[begin Information shown]

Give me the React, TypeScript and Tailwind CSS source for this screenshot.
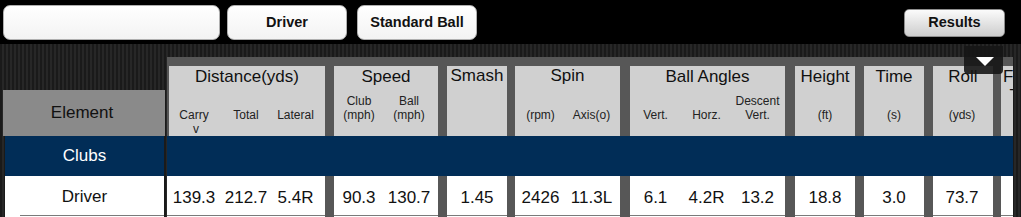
import React from "react";

type Sub = { w: string; lines: string[]; v?: boolean };
type Col = {
  h: string;
  d: string;
  title: string;
  t?: string;
  subs: Sub[];
  vals: string[];
};

const cols: Col[] = [
  {
    h: "w-[156px] ml-[2px]",
    d: "w-[158px] pl-[2px]",
    title: "Distance(yds)",
    subs: [
      { w: "w-[50px]", lines: ["Carry"], v: true },
      { w: "w-[54px]", lines: ["Total"] },
      { w: "w-[45px]", lines: ["Lateral"] },
    ],
    vals: ["139.3", "212.7", "5.4R"],
  },
  {
    h: "w-[104px] ml-[9px]",
    d: "w-[104px] ml-[9px]",
    title: "Speed",
    subs: [
      { w: "w-[50px]", lines: ["Club", "(mph)"] },
      { w: "w-[50px]", lines: ["Ball", "(mph)"] },
    ],
    vals: ["90.3", "130.7"],
  },
  {
    h: "w-[60px] ml-[9px]",
    d: "w-[60px] ml-[9px]",
    title: "Smash",
    t: "pt-0",
    subs: [{ w: "w-[60px]", lines: [""] }],
    vals: ["1.45"],
  },
  {
    h: "w-[105px] ml-[8px]",
    d: "w-[105px] ml-[8px]",
    title: "Spin",
    t: "pt-0",
    subs: [
      { w: "w-[51px]", lines: ["(rpm)"] },
      { w: "w-[51px]", lines: ["Axis(o)"] },
    ],
    vals: ["2426", "11.3L"],
  },
  {
    h: "w-[155px] ml-[10px]",
    d: "w-[155px] ml-[10px]",
    title: "Ball Angles",
    subs: [
      { w: "w-[51px]", lines: ["Vert."] },
      { w: "w-[51px]", lines: ["Horz."] },
      { w: "w-[51px]", lines: ["Descent", "Vert."] },
    ],
    vals: ["6.1", "4.2R", "13.2"],
  },
  {
    h: "w-[60px] ml-[10px]",
    d: "w-[60px] ml-[10px]",
    title: "Height",
    subs: [{ w: "w-[60px]", lines: ["(ft)"] }],
    vals: ["18.8"],
  },
  {
    h: "w-[60px] ml-[9px]",
    d: "w-[60px] ml-[9px]",
    title: "Time",
    subs: [{ w: "w-[60px]", lines: ["(s)"] }],
    vals: ["3.0"],
  },
  {
    h: "w-[60px] ml-[9px]",
    d: "w-[60px] ml-[9px]",
    title: "Roll",
    subs: [{ w: "w-[58px]", lines: ["(yds)"] }],
    vals: ["73.7"],
  },
  {
    h: "w-[64px] ml-[8px]",
    d: "w-[64px] ml-[8px]",
    title: "Face To Target",
    subs: [{ w: "w-[64px]", lines: [""] }],
    vals: [""],
  },
];

export default function App() {
  return (
    <div className="w-[1021px] h-[217px] overflow-hidden bg-black font-['Liberation_Sans',Arial,sans-serif] relative">
      {/* top bar */}
      <div className="h-[44px] flex items-start bg-black">
        <div className="ml-[3px] mt-[5px] w-[217px] h-[35px] rounded-[7px] border border-[#b0b0b0] bg-gradient-to-b from-white to-[#f3f3f3]" />
        <div className="ml-[7px] mt-[5px] w-[120px] h-[35px] rounded-[7px] border border-[#b0b0b0] bg-gradient-to-b from-white to-[#f3f3f3] flex items-center justify-center text-[14.5px] font-bold text-[#111]">
          Driver
        </div>
        <div className="ml-[10px] mt-[5px] w-[120px] h-[35px] rounded-[7px] border border-[#b0b0b0] bg-gradient-to-b from-white to-[#f3f3f3] flex items-center justify-center text-[14.5px] font-bold text-[#111]">
          Standard Ball
        </div>
        <div className="ml-auto mr-[16px] mt-[9px] w-[101px] h-[28px] rounded-[5px] border border-[#8e8e8e] bg-gradient-to-b from-[#fbfbfb] to-[#cdcdcd] flex items-center justify-center text-[14.5px] font-bold text-[#111]">
          Results
        </div>
      </div>

      {/* body */}
      <div className="h-[173px] flex items-start bg-[repeating-linear-gradient(90deg,#1a1a1a_0px,#1a1a1a_2px,#272727_2px,#272727_4px)]">
        {/* left column */}
        <div className="ml-[3px] mt-[46px] w-[162px] flex flex-col">
          <div className="h-[46px] bg-[#8a8a8a] flex items-center justify-center text-[17px] leading-[20px] text-[#111] pr-[4px]">
            Element
          </div>
          <div className="ml-[2px] mr-[1px] h-[40px] bg-[#012d57] flex items-center justify-center text-[17px] leading-[20px] text-white">
            Clubs
          </div>
          <div className="ml-[2px] mr-[1px] h-[39px] bg-white flex items-center justify-center text-[17px] leading-[20px] text-[#111] pt-[2px]">
            Driver
          </div>
          <div className="ml-[2px] mr-[1px] bg-white h-[20px]">
            <div className="ml-[15px] h-px bg-[#7a7a7a]" />
          </div>
        </div>

        {/* right panel */}
        <div className="ml-[2px] mt-[13px] w-[846px] h-[160px] bg-[#575757] overflow-hidden pt-[9px]">
          {/* header cells */}
          <div className="flex h-[70px]">
            {cols.map((c, i) => (
              <div key={i} className={`${c.h} shrink-0 bg-[#d0d0d0] flex flex-col`}>
                <div className={`text-[17px] leading-[19px] text-center text-[#111] ${c.t ?? "pt-[1px]"}`}>
                  {c.title}
                </div>
                <div className="mt-auto mb-[14px] flex items-end">
                  {c.subs.map((s, j) => (
                    <div key={j} className={`${s.w} shrink-0 relative text-center text-[12px] leading-[14px] text-[#222]`}>
                      {s.lines.map((l, k) => (
                        <div key={k} className="h-[14px] whitespace-nowrap">
                          {l}
                        </div>
                      ))}
                      {s.v && (
                        <div className="absolute left-[4px] right-0 top-full text-center">v</div>
                      )}
                    </div>
                  ))}
                </div>
              </div>
            ))}
          </div>

          {/* Clubs bar */}
          <div className="h-[40px] bg-[#012d57]" />

          {/* data row */}
          <div className="flex h-[40px]">
            {cols.map((c, i) => (
              <div key={i} className={`${c.d} shrink-0 bg-white border-b border-[#7a7a7a] flex pt-[12px]`}>
                {c.subs.map((s, j) => (
                  <div key={j} className={`${s.w} shrink-0 text-center text-[17px] leading-[20px] text-[#111]`}>
                    {c.vals[j]}
                  </div>
                ))}
              </div>
            ))}
          </div>
          <div className="flex h-[20px]">
            {cols.map((c, i) => (
              <div key={i} className={`${c.d} shrink-0 bg-white`} />
            ))}
          </div>
        </div>
      </div>

      {/* dropdown toggle overlay */}
      <div className="absolute left-[964px] top-[46px] w-[39px] h-[28px] bg-[#161616]/90 rounded-b-[4px]">
        <svg width="39" height="28" viewBox="0 0 39 28" className="block">
          <polygon points="12,11 30,11 21,20" fill="#ffffff" />
        </svg>
      </div>
    </div>
  );
}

[end Information shown]

Do this>
Omit the pictures and reproduce the listing exactly.

Finished exercise>
Give me the React, TypeScript and Tailwind CSS source for this screenshot.
import React from "react";

type Sub = { w: string; lines: string[]; v?: boolean };
type Col = {
  h: string;
  d: string;
  title: string;
  t?: string;
  subs: Sub[];
  vals: string[];
};

const cols: Col[] = [
  {
    h: "w-[156px] ml-[2px]",
    d: "w-[158px] pl-[2px]",
    title: "Distance(yds)",
    subs: [
      { w: "w-[50px]", lines: ["Carry"], v: true },
      { w: "w-[54px]", lines: ["Total"] },
      { w: "w-[45px]", lines: ["Lateral"] },
    ],
    vals: ["139.3", "212.7", "5.4R"],
  },
  {
    h: "w-[104px] ml-[9px]",
    d: "w-[104px] ml-[9px]",
    title: "Speed",
    subs: [
      { w: "w-[50px]", lines: ["Club", "(mph)"] },
      { w: "w-[50px]", lines: ["Ball", "(mph)"] },
    ],
    vals: ["90.3", "130.7"],
  },
  {
    h: "w-[60px] ml-[9px]",
    d: "w-[60px] ml-[9px]",
    title: "Smash",
    t: "pt-0",
    subs: [{ w: "w-[60px]", lines: [""] }],
    vals: ["1.45"],
  },
  {
    h: "w-[105px] ml-[8px]",
    d: "w-[105px] ml-[8px]",
    title: "Spin",
    t: "pt-0",
    subs: [
      { w: "w-[51px]", lines: ["(rpm)"] },
      { w: "w-[51px]", lines: ["Axis(o)"] },
    ],
    vals: ["2426", "11.3L"],
  },
  {
    h: "w-[155px] ml-[10px]",
    d: "w-[155px] ml-[10px]",
    title: "Ball Angles",
    subs: [
      { w: "w-[51px]", lines: ["Vert."] },
      { w: "w-[51px]", lines: ["Horz."] },
      { w: "w-[51px]", lines: ["Descent", "Vert."] },
    ],
    vals: ["6.1", "4.2R", "13.2"],
  },
  {
    h: "w-[60px] ml-[10px]",
    d: "w-[60px] ml-[10px]",
    title: "Height",
    subs: [{ w: "w-[60px]", lines: ["(ft)"] }],
    vals: ["18.8"],
  },
  {
    h: "w-[60px] ml-[9px]",
    d: "w-[60px] ml-[9px]",
    title: "Time",
    subs: [{ w: "w-[60px]", lines: ["(s)"] }],
    vals: ["3.0"],
  },
  {
    h: "w-[60px] ml-[9px]",
    d: "w-[60px] ml-[9px]",
    title: "Roll",
    subs: [{ w: "w-[58px]", lines: ["(yds)"] }],
    vals: ["73.7"],
  },
  {
    h: "w-[64px] ml-[8px]",
    d: "w-[64px] ml-[8px]",
    title: "Face To Target",
    subs: [{ w: "w-[64px]", lines: [""] }],
    vals: [""],
  },
];

export default function App() {
  return (
    <div className="w-[1021px] h-[217px] overflow-hidden bg-black font-['Liberation_Sans',Arial,sans-serif] relative">
      {/* top bar */}
      <div className="h-[44px] flex items-start bg-black">
        <div className="ml-[3px] mt-[5px] w-[217px] h-[35px] rounded-[7px] border border-[#b0b0b0] bg-gradient-to-b from-white to-[#f3f3f3]" />
        <div className="ml-[7px] mt-[5px] w-[120px] h-[35px] rounded-[7px] border border-[#b0b0b0] bg-gradient-to-b from-white to-[#f3f3f3] flex items-center justify-center text-[14.5px] font-bold text-[#111]">
          Driver
        </div>
        <div className="ml-[10px] mt-[5px] w-[120px] h-[35px] rounded-[7px] border border-[#b0b0b0] bg-gradient-to-b from-white to-[#f3f3f3] flex items-center justify-center text-[14.5px] font-bold text-[#111]">
          Standard Ball
        </div>
        <div className="ml-auto mr-[16px] mt-[9px] w-[101px] h-[28px] rounded-[5px] border border-[#8e8e8e] bg-gradient-to-b from-[#fbfbfb] to-[#cdcdcd] flex items-center justify-center text-[14.5px] font-bold text-[#111]">
          Results
        </div>
      </div>

      {/* body */}
      <div className="h-[173px] flex items-start bg-[repeating-linear-gradient(90deg,#1a1a1a_0px,#1a1a1a_2px,#272727_2px,#272727_4px)]">
        {/* left column */}
        <div className="ml-[3px] mt-[46px] w-[162px] flex flex-col">
          <div className="h-[46px] bg-[#8a8a8a] flex items-center justify-center text-[17px] leading-[20px] text-[#111] pr-[4px]">
            Element
          </div>
          <div className="ml-[2px] mr-[1px] h-[40px] bg-[#012d57] flex items-center justify-center text-[17px] leading-[20px] text-white">
            Clubs
          </div>
          <div className="ml-[2px] mr-[1px] h-[39px] bg-white flex items-center justify-center text-[17px] leading-[20px] text-[#111] pt-[2px]">
            Driver
          </div>
          <div className="ml-[2px] mr-[1px] bg-white h-[20px]">
            <div className="ml-[15px] h-px bg-[#7a7a7a]" />
          </div>
        </div>

        {/* right panel */}
        <div className="ml-[2px] mt-[13px] w-[846px] h-[160px] bg-[#575757] overflow-hidden pt-[9px]">
          {/* header cells */}
          <div className="flex h-[70px]">
            {cols.map((c, i) => (
              <div key={i} className={`${c.h} shrink-0 bg-[#d0d0d0] flex flex-col`}>
                <div className={`text-[17px] leading-[19px] text-center text-[#111] ${c.t ?? "pt-[1px]"}`}>
                  {c.title}
                </div>
                <div className="mt-auto mb-[14px] flex items-end">
                  {c.subs.map((s, j) => (
                    <div key={j} className={`${s.w} shrink-0 relative text-center text-[12px] leading-[14px] text-[#222]`}>
                      {s.lines.map((l, k) => (
                        <div key={k} className="h-[14px] whitespace-nowrap">
                          {l}
                        </div>
                      ))}
                      {s.v && (
                        <div className="absolute left-[4px] right-0 top-full text-center">v</div>
                      )}
                    </div>
                  ))}
                </div>
              </div>
            ))}
          </div>

          {/* Clubs bar */}
          <div className="h-[40px] bg-[#012d57]" />

          {/* data row */}
          <div className="flex h-[40px]">
            {cols.map((c, i) => (
              <div key={i} className={`${c.d} shrink-0 bg-white border-b border-[#7a7a7a] flex pt-[12px]`}>
                {c.subs.map((s, j) => (
                  <div key={j} className={`${s.w} shrink-0 text-center text-[17px] leading-[20px] text-[#111]`}>
                    {c.vals[j]}
                  </div>
                ))}
              </div>
            ))}
          </div>
          <div className="flex h-[20px]">
            {cols.map((c, i) => (
              <div key={i} className={`${c.d} shrink-0 bg-white`} />
            ))}
          </div>
        </div>
      </div>

      {/* dropdown toggle overlay */}
      <div className="absolute left-[964px] top-[46px] w-[39px] h-[28px] bg-[#161616]/90 rounded-b-[4px]">
        <svg width="39" height="28" viewBox="0 0 39 28" className="block">
          <polygon points="12,11 30,11 21,20" fill="#ffffff" />
        </svg>
      </div>
    </div>
  );
}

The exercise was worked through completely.